Os solos, apesar de muitas vezes desvalorizados, são um recurso precioso e a sua contaminação representa um perigo para a saúde pública e o ambiente. Estima-se que existam cerca de 2.000 sítios contaminados em Portugal. Lisboa não é excepção e o problema está longe de se encontrar resolvido. Aliás, é muito preocupante o que se passa em terrenos outrora ocupados por actividades poluentes.

Por isso mesmo, a Assembleia Municipal de Lisboa promoveu, por iniciativa do Partido Ecologista Os Verdes, uma audição pública para dar voz às associações e aos cidadãos sobre esta temática.

Desde logo, é de salientar a ausência da Câmara Municipal, que tem responsabilidade ao nível do licenciamento e da fiscalização urbanística, demonstrando um total desrespeito pela Assembleia Municipal e pelos cidadãos. Numa altura em que Lisboa é a Capital Verde Europeia, uma oportunidade para dar passos seguros com vista à resolução da contaminação dos solos, esta postura é lamentável.

Em 2016, as obras de construção de um parque de estacionamento subterrâneo do Hospital CUF Descobertas, no Parque das Nações, em solos contaminados por hidrocarbonetos foram a ponta do icebergue e um exemplo claro do que não devia ter acontecido. Depois da polémica, fez-se tudo e mais alguma coisa, mas grande parte dos solos já tinha sido removida.

Infelizmente, os casos repetem-se. Têm sido vários os projectos urbanísticos – no Parque das Nações, no Campo das Cebolas, em Braço de Prata, no aterro da Boavista e, recentemente, em Pedrouços, com a expansão do edifício da Fundação Champalimaud – que iniciam as obras sem uma avaliação prévia da contaminação e as análises só são realizadas com os trabalhos já muito avançados.

Em última instância, nada nos garante que os solos contaminados não são tratados como inertes e até, sem qualquer tratamento, usados em novas obras. Ou seja, o perigo mantém-se, mas noutro local.

Convém recordar que é muito mais barato encaminhar terras com resíduos não perigosos do que solos classificados como perigosos, o que explica muitos procedimentos errados.

Nesta altura é natural que nos questionemos: como permitem a CML e a CCDR, que é a autoridade regional para os resíduos, que isto aconteça e onde andam, afinal, o controlo prévio e a fiscalização das operações urbanísticas?

A verdade é que Portugal é um dos poucos países da União Europeia sem legislação específica sobre solos contaminados e que não dispõe de qualquer mapeamento de áreas contaminadas. A lei para a Prevenção da Contaminação e Remediação dos Solos – ProSolos está na gaveta desde 2016 e parece encontrar-se indefinidamente em análise por parte do Governo.
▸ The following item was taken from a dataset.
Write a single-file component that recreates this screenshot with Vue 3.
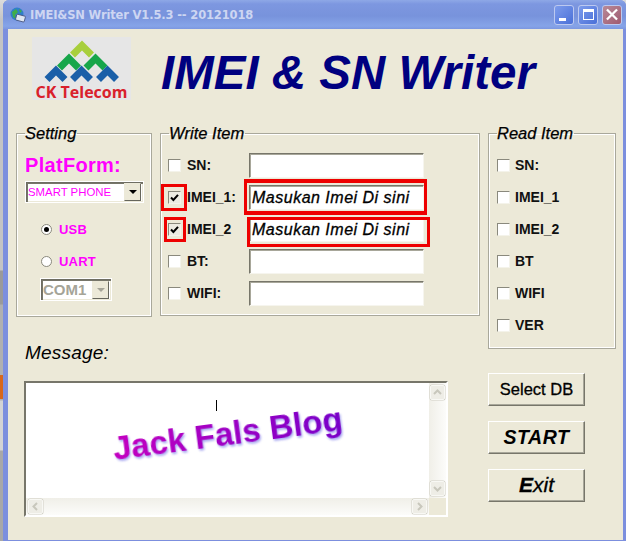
<script setup>
const writeRows = [
  { label: 'SN:', checked: false, value: '' },
  { label: 'IMEI_1:', checked: true, value: 'Masukan Imei Di sini' },
  { label: 'IMEI_2', checked: true, value: 'Masukan Imei Di sini' },
  { label: 'BT:', checked: false, value: '' },
  { label: 'WIFI:', checked: false, value: '' },
]
const readRows = ['SN:', 'IMEI_1', 'IMEI_2', 'BT', 'WIFI', 'VER']
</script>

<template>
  <div class="desk">
    <div class="window">
      <div class="titlebar">
        <svg class="appicon" viewBox="0 0 16 16" width="16" height="16">
          <circle cx="7" cy="7" r="6.5" fill="#2f7fc8" />
          <path d="M2 5 L6 2 L8 5 L5 8 L6 12 L3 10 Z" fill="#3fae4a" />
          <path d="M9 2 L12 4 L10 6 Z" fill="#3fae4a" />
          <rect x="6" y="8" width="9" height="6" rx="1" transform="rotate(15 10 11)" fill="#dfe6f2" stroke="#44507a" stroke-width="0.8" />
        </svg>
        <span class="titletext">IMEI&amp;SN Writer V1.5.3 -- 20121018</span>
        <div class="winbtns">
          <span class="wb"><i class="minbar"></i></span>
          <span class="wb"><i class="maxbox"></i></span>
          <span class="wb close">
            <svg viewBox="0 0 19 19" width="19" height="19"><path d="M5 5 L14 14 M14 5 L5 14" stroke="#fff" stroke-width="2.4" stroke-linecap="square" /></svg>
          </span>
        </div>
      </div>

      <div class="content">
        <header class="head">
          <div class="logo">
            <svg class="marks" viewBox="0 0 100 48" width="100" height="48">
              <polyline points="40.5,18 50,8.5 59.5,18" class="c1" />
              <polyline points="27.5,31 37,21.5 46.5,31" class="c2" />
              <polyline points="54,31 63.5,21.5 73,31" class="c2" />
              <polyline points="15,42.5 24,33.5 33,42.5" class="c3" />
              <polyline points="40.5,42.5 49.5,33.5 58.5,42.5" class="c3" />
              <polyline points="66.5,42.5 75.5,33.5 84.5,42.5" class="c3" />
            </svg>
            <span class="logotext">CK Telecom</span>
          </div>
          <h1 class="apptitle">IMEI &amp; SN Writer</h1>
        </header>

        <div class="groups">
          <fieldset class="group g-setting">
            <legend>Setting</legend>
            <div class="platform">PlatForm:</div>
            <div class="combo platform-combo">
              <span>SMART PHONE</span>
              <i class="drop"><b class="arrow"></b></i>
            </div>
            <div class="radio first"><i class="dot on"></i><span>USB</span></div>
            <div class="radio"><i class="dot"></i><span>UART</span></div>
            <div class="combo com">
              <span>COM1</span>
              <i class="drop off"><b class="arrow"></b></i>
            </div>
          </fieldset>

          <fieldset class="group g-write">
            <legend>Write Item</legend>
            <div v-for="r in writeRows" :key="r.label" class="wrow">
              <i class="check" :class="{ on: r.checked }">
                <svg v-if="r.checked" viewBox="0 0 11 11" width="11" height="11"><path d="M2 5.5 L4.4 8 L9 2.8" fill="none" stroke="#000" stroke-width="2" /></svg>
              </i>
              <span class="rowlabel">{{ r.label }}</span>
              <div class="field">{{ r.value }}</div>
            </div>
            <i class="mark m1"></i>
            <i class="mark m2"></i>
            <i class="mark m3"></i>
            <i class="mark m4"></i>
          </fieldset>

          <fieldset class="group g-read">
            <legend>Read Item</legend>
            <div v-for="r in readRows" :key="r" class="rrow">
              <i class="check"></i>
              <span class="rowlabel">{{ r }}</span>
            </div>
          </fieldset>
        </div>

        <div class="lower">
          <div class="msgcol">
            <div class="msglabel">Message:</div>
            <div class="msgbox">
              <div class="msgtext">
                <i class="caret"></i>
                <span class="blog">Jack Fals Blog</span>
              </div>
              <div class="vbar">
                <i class="sb"><svg viewBox="0 0 15 15" width="15" height="15"><path d="M4 9 L7.5 5.5 L11 9" class="chev" /></svg></i>
                <i class="sb"><svg viewBox="0 0 15 15" width="15" height="15"><path d="M4 6 L7.5 9.5 L11 6" class="chev" /></svg></i>
              </div>
              <div class="hbar">
                <i class="sb"><svg viewBox="0 0 15 15" width="15" height="15"><path d="M9 4 L5.5 7.5 L9 11" class="chev" /></svg></i>
                <i class="sb"><svg viewBox="0 0 15 15" width="15" height="15"><path d="M6 4 L9.5 7.5 L6 11" class="chev" /></svg></i>
              </div>
              <div class="corner"></div>
            </div>
          </div>
          <div class="actions">
            <button class="act sel">Select DB</button>
            <button class="act start">START</button>
            <button class="act exit"><b>E</b>xit</button>
          </div>
        </div>
      </div>
    </div>
    <i class="scrap"></i>
  </div>
</template>

<style>
html, body { margin: 0; padding: 0; background: #fff; }
</style>

<style scoped>
* { box-sizing: border-box; }
.desk {
  position: relative;
  width: 626px;
  height: 541px;
  overflow: hidden;
  padding-left: 3px;
  background: linear-gradient(#dcdcdc 0, #c4c4c4 20px, #c4c4c4 270px, #9a9a9a 271px, #9a9a9a 304px, #b0b0b0 305px, #b0b0b0 400px, #d4d4d4 401px, #d4d4d4 450px, #a8a8a8 451px, #a8a8a8 541px);
  font-family: "Liberation Sans", Arial, sans-serif;
}
.scrap { position: absolute; left: 0; top: 375px; width: 3px; height: 24px; background: #d8681c; }
.window {
  width: 623px;
  height: 541px;
  display: flex;
  flex-direction: column;
  background: #7c8fde;
  padding: 0 3px 1px 5px;
  border-radius: 6px 6px 0 0;
}
.titlebar {
  height: 29px;
  margin: 0 -3px 0 -5px;
  padding: 0 4px 0 7px;
  display: flex;
  align-items: center;
  border-radius: 6px 6px 0 0;
  background: linear-gradient(#8ea8e6 0, #7d97e0 4px, #7893dc 16px, #86a4e8 26px, #7c97e0 29px);
}
.appicon { margin-right: 4px; }
.titletext {
  font-family: "DejaVu Sans", sans-serif;
  font-size: 11.5px;
  font-weight: 700;
  color: #cdd6f2;
  letter-spacing: -0.15px;
}
.winbtns { margin-left: auto; display: flex; gap: 4px; }
.wb {
  position: relative;
  width: 20px;
  height: 20px;
  display: flex;
  align-items: center;
  justify-content: center;
  border: 1px solid #bcc9f0;
  border-radius: 3px;
  background: linear-gradient(135deg, #7d9cec, #4a70d8);
}
.minbar { position: absolute; left: 4px; bottom: 3px; width: 7px; height: 3px; background: #fff; }
.maxbox { width: 11px; height: 11px; border: 1px solid #fff; border-top-width: 3px; }
.close { background: linear-gradient(135deg, #b88a98, #a05a70); }

.content {
  flex: 1;
  background: #ece9d8;
  padding: 8px 6px 0 8px;
}
.head { height: 88px; display: flex; align-items: flex-start; padding-left: 16px; }
.logo {
  width: 99px;
  height: 63px;
  background: #e6e6e6;
  display: flex;
  flex-direction: column;
  align-items: center;
}
.marks { display: block; margin-top: 0; }
.marks polyline { fill: none; stroke-width: 7; stroke-miterlimit: 8; }
.c1 { stroke: #a8cf3c; }
.c2 { stroke: #17a64a; }
.c3 { stroke: #1a5fa8; }
.logotext {
  font-family: "Open Sans", sans-serif;
  font-size: 16px;
  line-height: 15px;
  font-weight: 700;
  color: #d9202c;
  white-space: nowrap;
}
.apptitle {
  margin: 2px 0 0 30px;
  font-size: 47.5px;
  line-height: 68px;
  font-weight: 700;
  font-style: italic;
  color: #000080;
  white-space: nowrap;
}

.groups { display: flex; align-items: flex-start; gap: 8px; }
.group {
  position: relative;
  margin: 0;
  padding: 0;
  min-width: 0;
  border: 1px solid #a9a89b;
  box-shadow: 0 0 0 1px #fff inset;
}
.group legend {
  margin-left: 0;
  padding: 0 1px 0 0;
  font-size: 16.5px;
  line-height: 17px;
  font-style: italic;
  color: #000;
  -webkit-text-stroke: 0.25px #000;
}
.g-setting { width: 136px; height: 192px; padding-left: 8px; }
.g-write { width: 320px; height: 191px; padding: 7px 0 0 7px; }
.g-write legend { margin-left: 1px; }
.g-read { width: 128px; height: 224px; padding: 7px 0 0 8px; }

.platform {
  margin-top: 11px;
  font-size: 20px;
  line-height: 24px;
  font-weight: 700;
  letter-spacing: 0.3px;
  color: #ff00ff;
}
.combo {
  display: flex;
  align-items: center;
  height: 22px;
  background: #fff;
  border: 1px solid #fff;
  box-shadow: inset 1px 1px 0 #6f6e63, inset 2px 2px 0 #77766a, inset -1px -1px 0 #ece9d8;
  padding-left: 2px;
}
.platform-combo { width: 119px; margin-top: 4px; font-size: 11.4px; color: #ff00ff; }
.drop {
  margin-left: auto;
  width: 17px;
  height: 18px;
  margin-right: 2px;
  display: flex;
  align-items: center;
  justify-content: center;
  background: #ece9d8;
  border: 1px solid;
  border-color: #ece9d8 #66665c #66665c #ece9d8;
}
.arrow { width: 0; height: 0; border: 4px solid transparent; border-top: 4px solid #000; border-bottom: 0; }
.drop.off .arrow { border-top-color: #a5a498; }
.radio {
  display: flex;
  align-items: center;
  height: 32px;
  padding-left: 16px;
  font-size: 13px;
  font-weight: 700;
  color: #ff00ff;
  gap: 7px;
  letter-spacing: 0.2px;
}
.radio.first { margin-top: 10px; }
.dot {
  width: 11px;
  height: 11px;
  border-radius: 50%;
  background: #fff;
  border: 1px solid #8a897d;
  display: flex;
  align-items: center;
  justify-content: center;
}
.dot.on::after { content: ""; width: 5px; height: 5px; border-radius: 50%; background: #000; }
.com {
  width: 72px;
  height: 23px;
  margin: 1px 0 0 15px;
  font-size: 15px;
  font-weight: 700;
  color: #a5a498;
  background: #fff;
}
.com .drop { width: 17px; }

.wrow, .rrow {
  display: flex;
  align-items: center;
  height: 32px;
}
.check {
  flex: none;
  width: 13px;
  height: 13px;
  background: #fff;
  border: 1px solid;
  border-color: #8a897d #f4f3ea #f4f3ea #8a897d;
  display: flex;
  align-items: center;
  justify-content: center;
}
.check.on { background: #ecebe2; }
.rowlabel {
  font-size: 14px;
  font-weight: 700;
  color: #111;
  margin-left: 6px;
  white-space: nowrap;
}
.wrow .rowlabel { width: 62px; }
.field {
  width: 175px;
  height: 25px;
  background: #fff;
  border: 1px solid;
  border-color: #77766a #f6f5ee #f6f5ee #77766a;
  box-shadow: inset 1px 1px 0 #a8a79a;
  padding-left: 2px;
  font-size: 16px;
  line-height: 23px;
  font-style: italic;
  font-weight: 400;
  letter-spacing: 0.5px;
  color: #000;
  -webkit-text-stroke: 0.3px #000;
  white-space: nowrap;
}
.mark { position: absolute; border: 3px solid #ee0000; }
.m1 { left: 0; top: 42px; width: 26px; height: 27px; }
.m2 { left: 3px; top: 75px; width: 22px; height: 25px; }
.m3 { left: 83px; top: 37px; width: 183px; height: 36px; border-width: 4px 3px; }
.m4 { left: 86px; top: 75px; width: 183px; height: 30px; }

.g-read .rowlabel { margin-left: 5px; }

.lower { display: flex; margin-top: -11px; }
.msgcol { width: 456px; padding-left: 8px; }
.msglabel {
  height: 39px;
  margin-top: 4px;
  padding-left: 1px;
  font-size: 19px;
  line-height: 22px;
  letter-spacing: 0.2px;
  font-style: italic;
  color: #000;
}
.msgbox {
  position: relative;
  width: 424px;
  height: 136px;
  display: grid;
  grid-template-columns: 1fr 17px;
  grid-template-rows: 1fr 17px;
  border: 2px solid;
  border-color: #77766a #fff #fff #77766a;
  background: #fff;
}
.msgtext { position: relative; overflow: hidden; }
.caret { position: absolute; left: 190px; top: 17px; width: 1px; height: 11px; background: #000; }
.blog {
  position: absolute;
  left: 86px;
  top: 31px;
  font-size: 33px;
  line-height: 40px;
  font-weight: 700;
  white-space: nowrap;
  transform: rotate(-7.5deg);
  background: linear-gradient(90deg, #c400c0, #7800c8);
  -webkit-background-clip: text;
  background-clip: text;
  color: transparent;
  filter: drop-shadow(1px 2px 1px #a8a8f0);
}
.vbar, .hbar { display: flex; justify-content: space-between; }
.vbar {
  grid-column: 2;
  grid-row: 1;
  flex-direction: column;
  background: linear-gradient(90deg, #f0efe8, #fcfcfa);
  padding: 2px 1px;
}
.hbar {
  grid-column: 1;
  grid-row: 2;
  background: linear-gradient(#f0efe8, #fcfcfa);
  padding: 1px 2px;
}
.corner { grid-column: 2; grid-row: 2; background: #ece9d8; }
.sb {
  width: 15px;
  height: 15px;
  display: block;
  background: #eeede6;
  border: 1px solid #f8f8f4;
  border-radius: 2px;
  box-shadow: 0 0 0 0.5px #cfcec4;
}
.sb svg { display: block; margin: -1px; }
.chev { fill: none; stroke: #c8c7bc; stroke-width: 2; }

.actions {
  width: 97px;
  margin-left: 16px;
  padding-top: 35px;
  display: flex;
  flex-direction: column;
  gap: 15px;
}
.act {
  width: 97px;
  height: 33px;
  padding: 0 0 1px;
  background: #ece9d8;
  border: 1px solid;
  border-color: #fff #77766a #77766a #fff;
  box-shadow: inset -1px -1px 0 #a8a79a;
  font-family: "Liberation Sans", Arial, sans-serif;
  color: #000;
}
.sel { font-size: 16.5px; -webkit-text-stroke: 0.3px #000; }
.start { font-size: 19.5px; font-weight: 700; font-style: italic; letter-spacing: 0.6px; }
.exit { font-size: 21px; font-style: italic; -webkit-text-stroke: 0.3px #000; }
.exit b { font-weight: 700; }
</style>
Não sendo 100% perfeita, permitiria suprir uma lacuna no quadro legislativo nacional, regular as principais responsabilidades na gestão de solos e melhorar as condições de protecção do ambiente.

Por outro lado, o Plano Director Municipal de Lisboa determina que é obrigatória uma avaliação da perigosidade nas áreas onde existiram actividades poluentes e, em situação de risco, sendo igualmente obrigatório um plano de descontaminação antes de qualquer intervenção urbanística. Assim é em teoria, mas na prática isso não se tem verificado.

Até lá, sucedem exemplos de errada classificação e encaminhamento dos solos e aumenta a perigosidade para todos os que estão expostos – os cidadãos que habitam e usam os serviços instalados nesses terrenos e os trabalhadores das empresas de construção que lidam com solos contaminados sem qualquer equipamento de protecção.

Daí a importância de ser elaborada e divulgada a lista das obras em locais contaminados. As populações precisam de ter a certeza que o princípio da precaução é concretizado, precisam de poder confiar e ter acesso à informação. Isso não está a acontecer.

Perante este perigo silencioso debaixo dos nossos pés, não pode haver margem para desculpas ou facilitismos, nem os interesses económicos podem sobrepor-se à protecção das pessoas e dos ecossistemas.

A autora escreve de acordo com a antiga ortografia.